Code that builds pages:

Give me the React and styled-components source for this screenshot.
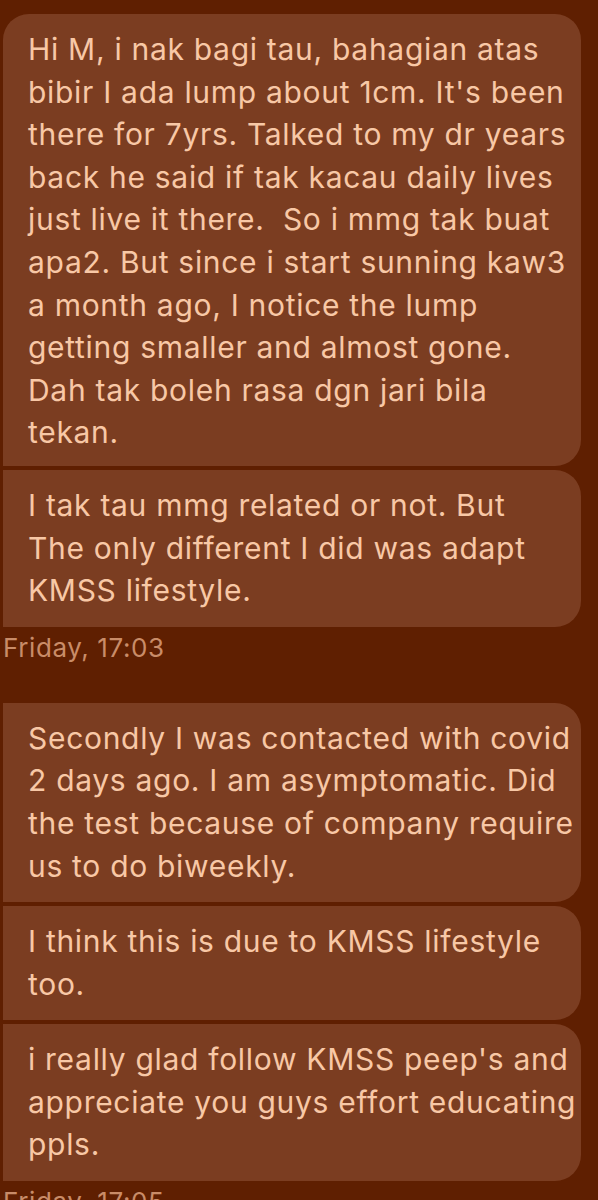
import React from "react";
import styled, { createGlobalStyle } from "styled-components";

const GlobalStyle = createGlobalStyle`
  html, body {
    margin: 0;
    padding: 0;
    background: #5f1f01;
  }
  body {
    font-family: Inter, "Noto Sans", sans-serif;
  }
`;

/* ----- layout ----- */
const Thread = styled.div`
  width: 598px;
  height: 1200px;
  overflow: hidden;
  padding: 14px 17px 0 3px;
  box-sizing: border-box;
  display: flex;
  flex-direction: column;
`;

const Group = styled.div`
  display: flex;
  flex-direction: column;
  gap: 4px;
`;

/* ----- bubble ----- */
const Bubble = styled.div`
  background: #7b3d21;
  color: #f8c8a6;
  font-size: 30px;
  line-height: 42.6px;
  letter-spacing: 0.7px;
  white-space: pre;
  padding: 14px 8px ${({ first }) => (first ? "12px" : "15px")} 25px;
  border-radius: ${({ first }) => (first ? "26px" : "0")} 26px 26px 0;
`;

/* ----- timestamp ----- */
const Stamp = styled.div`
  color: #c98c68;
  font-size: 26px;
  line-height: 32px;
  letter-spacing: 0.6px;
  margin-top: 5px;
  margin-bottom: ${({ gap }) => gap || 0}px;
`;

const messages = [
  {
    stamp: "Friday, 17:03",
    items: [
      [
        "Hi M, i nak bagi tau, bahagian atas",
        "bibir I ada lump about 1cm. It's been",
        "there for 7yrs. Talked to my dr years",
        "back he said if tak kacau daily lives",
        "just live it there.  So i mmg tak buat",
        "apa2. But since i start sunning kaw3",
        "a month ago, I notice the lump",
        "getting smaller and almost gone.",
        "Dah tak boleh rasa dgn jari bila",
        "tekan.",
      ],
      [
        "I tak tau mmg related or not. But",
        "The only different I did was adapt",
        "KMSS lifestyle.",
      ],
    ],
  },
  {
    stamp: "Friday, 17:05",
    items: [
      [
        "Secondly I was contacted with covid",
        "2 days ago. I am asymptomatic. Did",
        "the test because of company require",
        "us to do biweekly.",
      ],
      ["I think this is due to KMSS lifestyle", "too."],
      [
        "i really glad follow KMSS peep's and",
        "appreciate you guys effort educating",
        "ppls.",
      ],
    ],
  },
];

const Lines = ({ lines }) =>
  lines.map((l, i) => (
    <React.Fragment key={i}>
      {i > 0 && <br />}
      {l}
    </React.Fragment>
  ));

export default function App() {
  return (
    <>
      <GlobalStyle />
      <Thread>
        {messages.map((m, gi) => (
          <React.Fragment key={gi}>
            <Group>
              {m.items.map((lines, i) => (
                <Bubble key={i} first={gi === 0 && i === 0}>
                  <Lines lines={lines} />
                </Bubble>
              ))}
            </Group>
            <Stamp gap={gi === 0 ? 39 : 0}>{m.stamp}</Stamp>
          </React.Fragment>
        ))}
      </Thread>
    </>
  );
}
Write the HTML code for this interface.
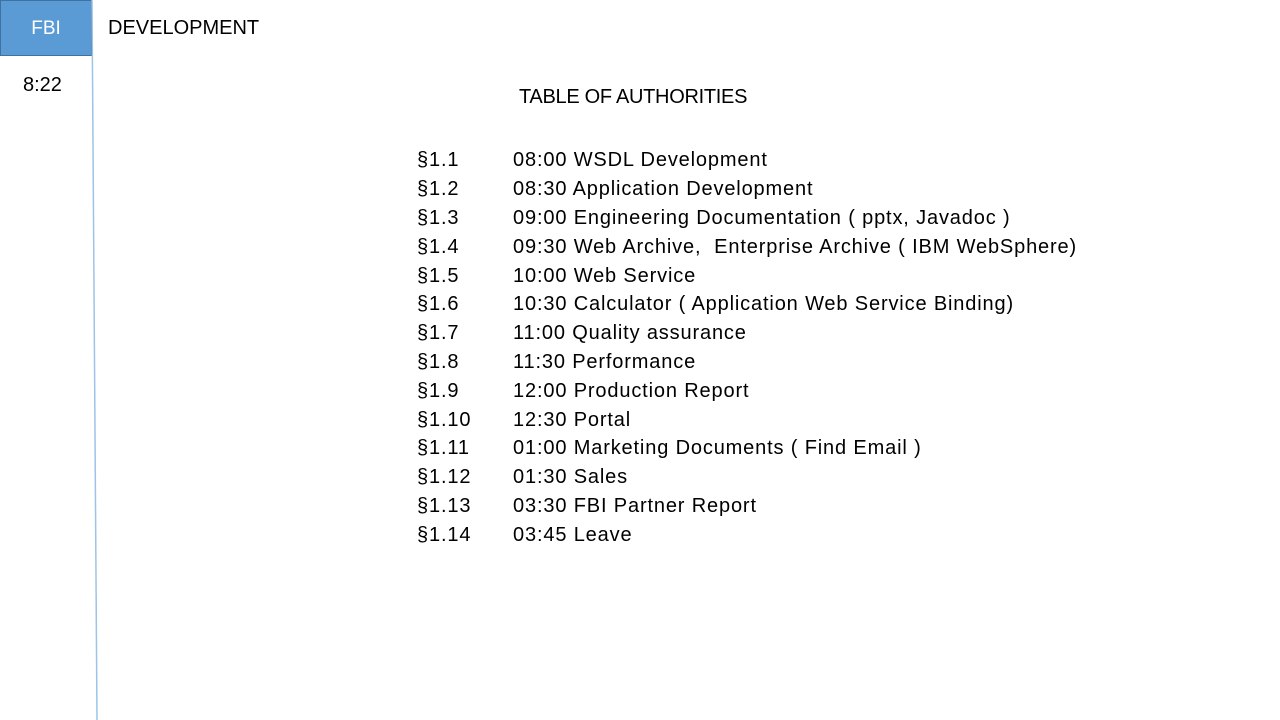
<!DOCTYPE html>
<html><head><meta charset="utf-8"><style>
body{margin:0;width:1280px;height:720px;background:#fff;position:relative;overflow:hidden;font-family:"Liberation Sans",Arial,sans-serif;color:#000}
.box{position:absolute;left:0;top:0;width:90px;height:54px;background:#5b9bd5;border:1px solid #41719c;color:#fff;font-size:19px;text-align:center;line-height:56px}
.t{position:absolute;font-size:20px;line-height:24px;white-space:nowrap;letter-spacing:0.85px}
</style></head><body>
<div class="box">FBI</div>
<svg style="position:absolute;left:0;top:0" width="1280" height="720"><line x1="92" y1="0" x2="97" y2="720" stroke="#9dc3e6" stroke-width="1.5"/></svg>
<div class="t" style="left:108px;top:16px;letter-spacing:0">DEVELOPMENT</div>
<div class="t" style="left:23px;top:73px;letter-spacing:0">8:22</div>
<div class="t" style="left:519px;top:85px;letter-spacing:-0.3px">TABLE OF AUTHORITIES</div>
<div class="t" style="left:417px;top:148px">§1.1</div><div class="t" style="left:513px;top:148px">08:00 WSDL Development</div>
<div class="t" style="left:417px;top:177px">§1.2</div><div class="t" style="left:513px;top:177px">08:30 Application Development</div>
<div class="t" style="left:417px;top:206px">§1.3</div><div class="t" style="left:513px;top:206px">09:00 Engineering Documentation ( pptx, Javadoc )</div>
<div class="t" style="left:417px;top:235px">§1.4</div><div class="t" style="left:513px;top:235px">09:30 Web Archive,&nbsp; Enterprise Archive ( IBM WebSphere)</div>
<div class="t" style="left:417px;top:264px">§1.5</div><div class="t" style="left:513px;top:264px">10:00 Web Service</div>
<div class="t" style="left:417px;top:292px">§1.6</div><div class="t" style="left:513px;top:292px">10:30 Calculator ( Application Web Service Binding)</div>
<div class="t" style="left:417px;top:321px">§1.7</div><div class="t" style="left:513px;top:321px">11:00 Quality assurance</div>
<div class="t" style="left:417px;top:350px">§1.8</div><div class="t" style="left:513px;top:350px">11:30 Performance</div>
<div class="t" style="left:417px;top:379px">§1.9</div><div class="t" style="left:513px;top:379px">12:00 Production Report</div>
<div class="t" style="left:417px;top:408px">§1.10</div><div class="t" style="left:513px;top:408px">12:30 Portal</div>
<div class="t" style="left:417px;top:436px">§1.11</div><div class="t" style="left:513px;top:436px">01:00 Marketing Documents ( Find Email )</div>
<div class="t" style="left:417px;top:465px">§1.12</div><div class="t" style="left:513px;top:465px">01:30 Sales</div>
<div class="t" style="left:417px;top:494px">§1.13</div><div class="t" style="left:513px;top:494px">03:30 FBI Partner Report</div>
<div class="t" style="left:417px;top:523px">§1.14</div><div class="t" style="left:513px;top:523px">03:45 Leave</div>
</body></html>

* [Your task]:
For each line of the listing that holds the word "styled", show that line.

* [Solution for this problem]:
Give me the React and styled-components source for this screenshot.
import styled, { createGlobalStyle } from "styled-components";
const Thread = styled.div`
const Group = styled.div`
const Bubble = styled.div`
const Stamp = styled.div`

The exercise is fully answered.